Exercise goal ▸
Pictures within the data are to be left out; everything else must be reproduced exactly.

───── Data ─────

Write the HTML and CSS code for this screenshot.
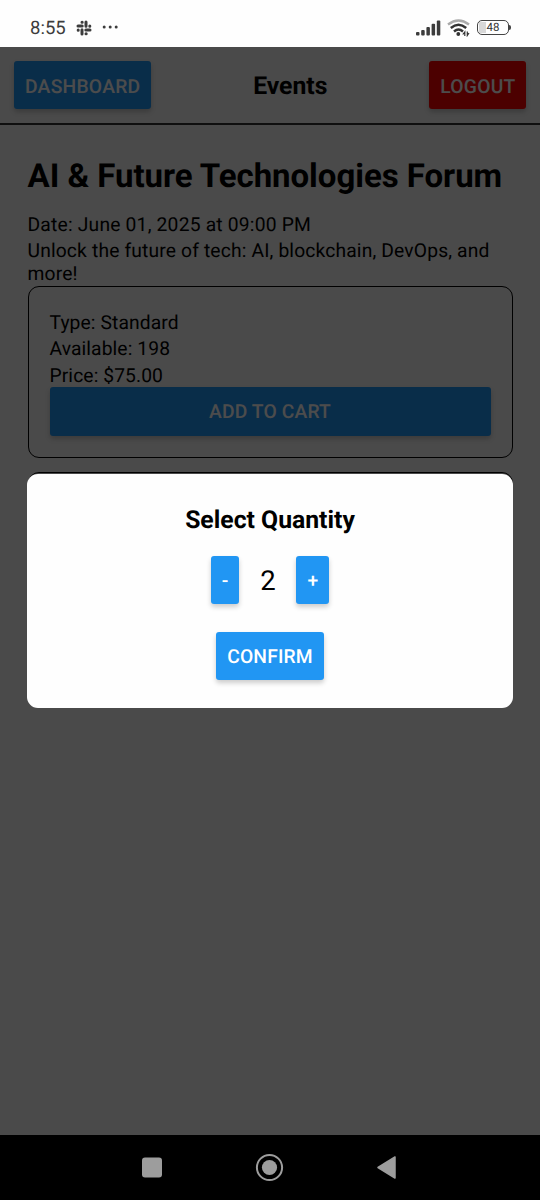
FILE: index.html
```html
<!DOCTYPE html>
<html lang="en">
<head>
<meta charset="utf-8">
<title>Events</title>
<link rel="stylesheet" href="styles.css">
</head>
<body>
<div class="status">
  <span class="clock">8:55</span>
  <svg class="slack" width="16" height="16" viewBox="0 0 16 16" fill="none" stroke="#3c3c3c" stroke-width="3" stroke-linecap="round"><path d="M2 6h4.200M10 2v4.200M9.800 10H14M6 9.800V14M6 2.200h.2M13.800 6v.2M10 13.800h.2M2.200 10v.2"/></svg>
  <svg class="dots" width="18" height="4" viewBox="0 0 18 4" fill="#3c3c3c"><circle cx="2.200" cy="2" r="1.500"/><circle cx="8.200" cy="2" r="1.500"/><circle cx="14.200" cy="2" r="1.500"/></svg>
  <span class="grow"></span>
  <svg class="signal" width="25" height="16" viewBox="0 0 25 16" fill="#3c3c3c"><rect x="0" y="12" width="3.500" height="3.500" rx="1"/><rect x="5.200" y="10" width="3.500" height="5.500" rx="1"/><rect x="10.400" y="7" width="3.500" height="8.500" rx="1"/><rect x="15.600" y="3.800" width="3.500" height="11.700" rx="1"/><rect x="20.800" y=".5" width="3.500" height="15" rx="1"/></svg>
  <svg class="wifi" width="24" height="18" viewBox="0 0 24 18" fill="none" stroke="#333" stroke-width="2.400"><path d="M1 5.500Q11.500-2.500 22 5.500" stroke="#aaa"/><path d="M3.800 9Q11.500 2.300 19.200 9"/><path d="M7 12.500Q11.500 8.500 16 12.500"/><circle cx="11.300" cy="15" r="1.900" fill="#333" stroke="none"/><path d="M17.800 17v-4l-2 2.500M20.300 12.500v4l1.700-2.500" stroke-width="1.200"/></svg>
  <div class="battery"><span class="charge"></span><span class="level">48</span></div><span class="cap"></span>
</div>
<div class="app">
  <header class="header">
    <button class="btn">DASHBOARD</button>
    <h2 class="screen-title">Events</h2>
    <button class="btn red">LOGOUT</button>
  </header>
  <main class="content">
    <h1 class="event-title">AI &amp; Future Technologies Forum</h1>
    <p class="line date">Date: June 01, 2025 at 09:00 PM</p>
    <p class="line about">Unlock the future of tech: AI, blockchain, DevOps, and more!</p>
    <section class="ticket">
      <p class="line">Type: Standard</p>
      <p class="line">Available: 198</p>
      <p class="line">Price: $75.00</p>
      <button class="btn">ADD TO CART</button>
    </section>
    <section class="ticket next"></section>
  </main>
  <div class="overlay">
    <div class="modal">
      <h2 class="modal-title">Select Quantity</h2>
      <div class="stepper">
        <button class="btn">-</button>
        <span class="count">2</span>
        <button class="btn">+</button>
      </div>
      <button class="btn">CONFIRM</button>
    </div>
  </div>
</div>
<nav class="navbar">
  <svg width="300" height="30" viewBox="0 0 300 30" fill="#9d9d9d"><rect x="22" y="4.500" width="20" height="20" rx="3"/><circle cx="149.500" cy="14.500" r="12.600" fill="none" stroke="#9d9d9d" stroke-width="2"/><circle cx="149.500" cy="14.500" r="7.600"/><path d="M258 14.500L275 4V25Z" stroke="#9d9d9d" stroke-width="1.500" stroke-linejoin="round"/></svg>
</nav>
</body>
</html>
```
FILE: styles.css
```css
* { box-sizing: border-box; margin: 0; padding: 0; }
body {
  width: 540px; height: 1200px; overflow: hidden;
  display: flex; flex-direction: column;
  font-family: Roboto, sans-serif; font-size: 19.25px; line-height: 22.5px; color: #000;
  text-rendering: geometricPrecision;
}
.status { height: 47px; display: flex; align-items: center; padding: 8px 29px 0 30px; background: #fefefe; color: #3c3c3c; }
.clock { font-size: 18.5px; width: 46px; padding-top: 1px; }
.dots { margin-left: 9.5px; margin-top: -1px; }
.grow { flex: 1; }
.wifi { margin: 1px 6.5px 0 6px; }
.battery { position: relative; width: 32px; height: 15px; border: 1.5px solid #444; border-radius: 5px; overflow: hidden; text-align: center; }
.charge { position: absolute; left: 1px; top: 1px; bottom: 1px; width: 7px; background: #d8d8d8; }
.level { position: relative; display: block; font-size: 11.5px; line-height: 13px; color: #333; }
.cap { width: 2px; height: 5px; background: #444; border-radius: 0 2px 2px 0; }
.app { position: relative; height: 1088px; background: #f7f7f7; }
.header { height: 78px; display: flex; justify-content: space-between; align-items: center; padding: 0 13.5px 0 14px; border-bottom: 2px solid #333; }
.btn {
  height: 48.5px; padding: 2px 11px 0; border: 0; border-radius: 3px;
  background: #2196f3; color: #fff; font: 500 19.25px/22px Roboto, sans-serif;
  letter-spacing: .15px; text-rendering: geometricPrecision;
  box-shadow: 0 3px 5px rgba(0,0,0,.2);
}
.header .btn { letter-spacing: .25px; padding-top: 3px; }
.red { background: #f00; }
.screen-title, .modal-title { font-size: 24.75px; line-height: 29px; font-weight: 700; }
.screen-title { padding-top: 2px; }
.content { padding: 28px 27.5px 0; }
.event-title { font-size: 33px; line-height: 48px; font-weight: 700; margin-bottom: 12.5px; white-space: nowrap; letter-spacing: -.04px; }
.line { padding-bottom: 4px; letter-spacing: .1px; }
.date { letter-spacing: .2px; }
.about { padding-bottom: 1px; letter-spacing: .15px; }
.ticket { display: flex; flex-direction: column; height: 172px; border: 1.5px solid #000; border-radius: 11px; padding: 24.5px 21px; }
.ticket .btn { margin-top: -4px; flex: none; }
.next { margin-top: 14px; }
.overlay { position: absolute; inset: 0; background: rgba(0,0,0,.7); display: flex; align-items: center; justify-content: center; }
.modal { width: 486px; height: 234px; margin-top: -1px; border-radius: 11px; background: #fefefe; display: flex; flex-direction: column; align-items: center; padding-top: 32px; }
.stepper { display: flex; align-items: center; margin: 21px 0 27.5px; }
.count { font-size: 27.5px; line-height: 32px; width: 57px; text-align: center; padding-top: 3px; }
.navbar { flex: 1; display: flex; align-items: center; justify-content: center; background: #000; }
```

─────

Correct result ▸
Write the HTML and CSS code for this screenshot.
FILE: index.html
```html
<!DOCTYPE html>
<html lang="en">
<head>
<meta charset="utf-8">
<title>Events</title>
<link rel="stylesheet" href="styles.css">
</head>
<body>
<div class="status">
  <span class="clock">8:55</span>
  <svg class="slack" width="16" height="16" viewBox="0 0 16 16" fill="none" stroke="#3c3c3c" stroke-width="3" stroke-linecap="round"><path d="M2 6h4.200M10 2v4.200M9.800 10H14M6 9.800V14M6 2.200h.2M13.800 6v.2M10 13.800h.2M2.200 10v.2"/></svg>
  <svg class="dots" width="18" height="4" viewBox="0 0 18 4" fill="#3c3c3c"><circle cx="2.200" cy="2" r="1.500"/><circle cx="8.200" cy="2" r="1.500"/><circle cx="14.200" cy="2" r="1.500"/></svg>
  <span class="grow"></span>
  <svg class="signal" width="25" height="16" viewBox="0 0 25 16" fill="#3c3c3c"><rect x="0" y="12" width="3.500" height="3.500" rx="1"/><rect x="5.200" y="10" width="3.500" height="5.500" rx="1"/><rect x="10.400" y="7" width="3.500" height="8.500" rx="1"/><rect x="15.600" y="3.800" width="3.500" height="11.700" rx="1"/><rect x="20.800" y=".5" width="3.500" height="15" rx="1"/></svg>
  <svg class="wifi" width="24" height="18" viewBox="0 0 24 18" fill="none" stroke="#333" stroke-width="2.400"><path d="M1 5.500Q11.500-2.500 22 5.500" stroke="#aaa"/><path d="M3.800 9Q11.500 2.300 19.200 9"/><path d="M7 12.500Q11.500 8.500 16 12.500"/><circle cx="11.300" cy="15" r="1.900" fill="#333" stroke="none"/><path d="M17.800 17v-4l-2 2.500M20.300 12.500v4l1.700-2.500" stroke-width="1.200"/></svg>
  <div class="battery"><span class="charge"></span><span class="level">48</span></div><span class="cap"></span>
</div>
<div class="app">
  <header class="header">
    <button class="btn">DASHBOARD</button>
    <h2 class="screen-title">Events</h2>
    <button class="btn red">LOGOUT</button>
  </header>
  <main class="content">
    <h1 class="event-title">AI &amp; Future Technologies Forum</h1>
    <p class="line date">Date: June 01, 2025 at 09:00 PM</p>
    <p class="line about">Unlock the future of tech: AI, blockchain, DevOps, and more!</p>
    <section class="ticket">
      <p class="line">Type: Standard</p>
      <p class="line">Available: 198</p>
      <p class="line">Price: $75.00</p>
      <button class="btn">ADD TO CART</button>
    </section>
    <section class="ticket next"></section>
  </main>
  <div class="overlay">
    <div class="modal">
      <h2 class="modal-title">Select Quantity</h2>
      <div class="stepper">
        <button class="btn">-</button>
        <span class="count">2</span>
        <button class="btn">+</button>
      </div>
      <button class="btn">CONFIRM</button>
    </div>
  </div>
</div>
<nav class="navbar">
  <svg width="300" height="30" viewBox="0 0 300 30" fill="#9d9d9d"><rect x="22" y="4.500" width="20" height="20" rx="3"/><circle cx="149.500" cy="14.500" r="12.600" fill="none" stroke="#9d9d9d" stroke-width="2"/><circle cx="149.500" cy="14.500" r="7.600"/><path d="M258 14.500L275 4V25Z" stroke="#9d9d9d" stroke-width="1.500" stroke-linejoin="round"/></svg>
</nav>
</body>
</html>
```
FILE: styles.css
```css
* { box-sizing: border-box; margin: 0; padding: 0; }
body {
  width: 540px; height: 1200px; overflow: hidden;
  display: flex; flex-direction: column;
  font-family: Roboto, sans-serif; font-size: 19.25px; line-height: 22.5px; color: #000;
  text-rendering: geometricPrecision;
}
.status { height: 47px; display: flex; align-items: center; padding: 8px 29px 0 30px; background: #fefefe; color: #3c3c3c; }
.clock { font-size: 18.5px; width: 46px; padding-top: 1px; }
.dots { margin-left: 9.5px; margin-top: -1px; }
.grow { flex: 1; }
.wifi { margin: 1px 6.5px 0 6px; }
.battery { position: relative; width: 32px; height: 15px; border: 1.5px solid #444; border-radius: 5px; overflow: hidden; text-align: center; }
.charge { position: absolute; left: 1px; top: 1px; bottom: 1px; width: 7px; background: #d8d8d8; }
.level { position: relative; display: block; font-size: 11.5px; line-height: 13px; color: #333; }
.cap { width: 2px; height: 5px; background: #444; border-radius: 0 2px 2px 0; }
.app { position: relative; height: 1088px; background: #f7f7f7; }
.header { height: 78px; display: flex; justify-content: space-between; align-items: center; padding: 0 13.5px 0 14px; border-bottom: 2px solid #333; }
.btn {
  height: 48.5px; padding: 2px 11px 0; border: 0; border-radius: 3px;
  background: #2196f3; color: #fff; font: 500 19.25px/22px Roboto, sans-serif;
  letter-spacing: .15px; text-rendering: geometricPrecision;
  box-shadow: 0 3px 5px rgba(0,0,0,.2);
}
.header .btn { letter-spacing: .25px; padding-top: 3px; }
.red { background: #f00; }
.screen-title, .modal-title { font-size: 24.75px; line-height: 29px; font-weight: 700; }
.screen-title { padding-top: 2px; }
.content { padding: 28px 27.5px 0; }
.event-title { font-size: 33px; line-height: 48px; font-weight: 700; margin-bottom: 12.5px; white-space: nowrap; letter-spacing: -.04px; }
.line { padding-bottom: 4px; letter-spacing: .1px; }
.date { letter-spacing: .2px; }
.about { padding-bottom: 1px; letter-spacing: .15px; }
.ticket { display: flex; flex-direction: column; height: 172px; border: 1.5px solid #000; border-radius: 11px; padding: 24.5px 21px; }
.ticket .btn { margin-top: -4px; flex: none; }
.next { margin-top: 14px; }
.overlay { position: absolute; inset: 0; background: rgba(0,0,0,.7); display: flex; align-items: center; justify-content: center; }
.modal { width: 486px; height: 234px; margin-top: -1px; border-radius: 11px; background: #fefefe; display: flex; flex-direction: column; align-items: center; padding-top: 32px; }
.stepper { display: flex; align-items: center; margin: 21px 0 27.5px; }
.count { font-size: 27.5px; line-height: 32px; width: 57px; text-align: center; padding-top: 3px; }
.navbar { flex: 1; display: flex; align-items: center; justify-content: center; background: #000; }
```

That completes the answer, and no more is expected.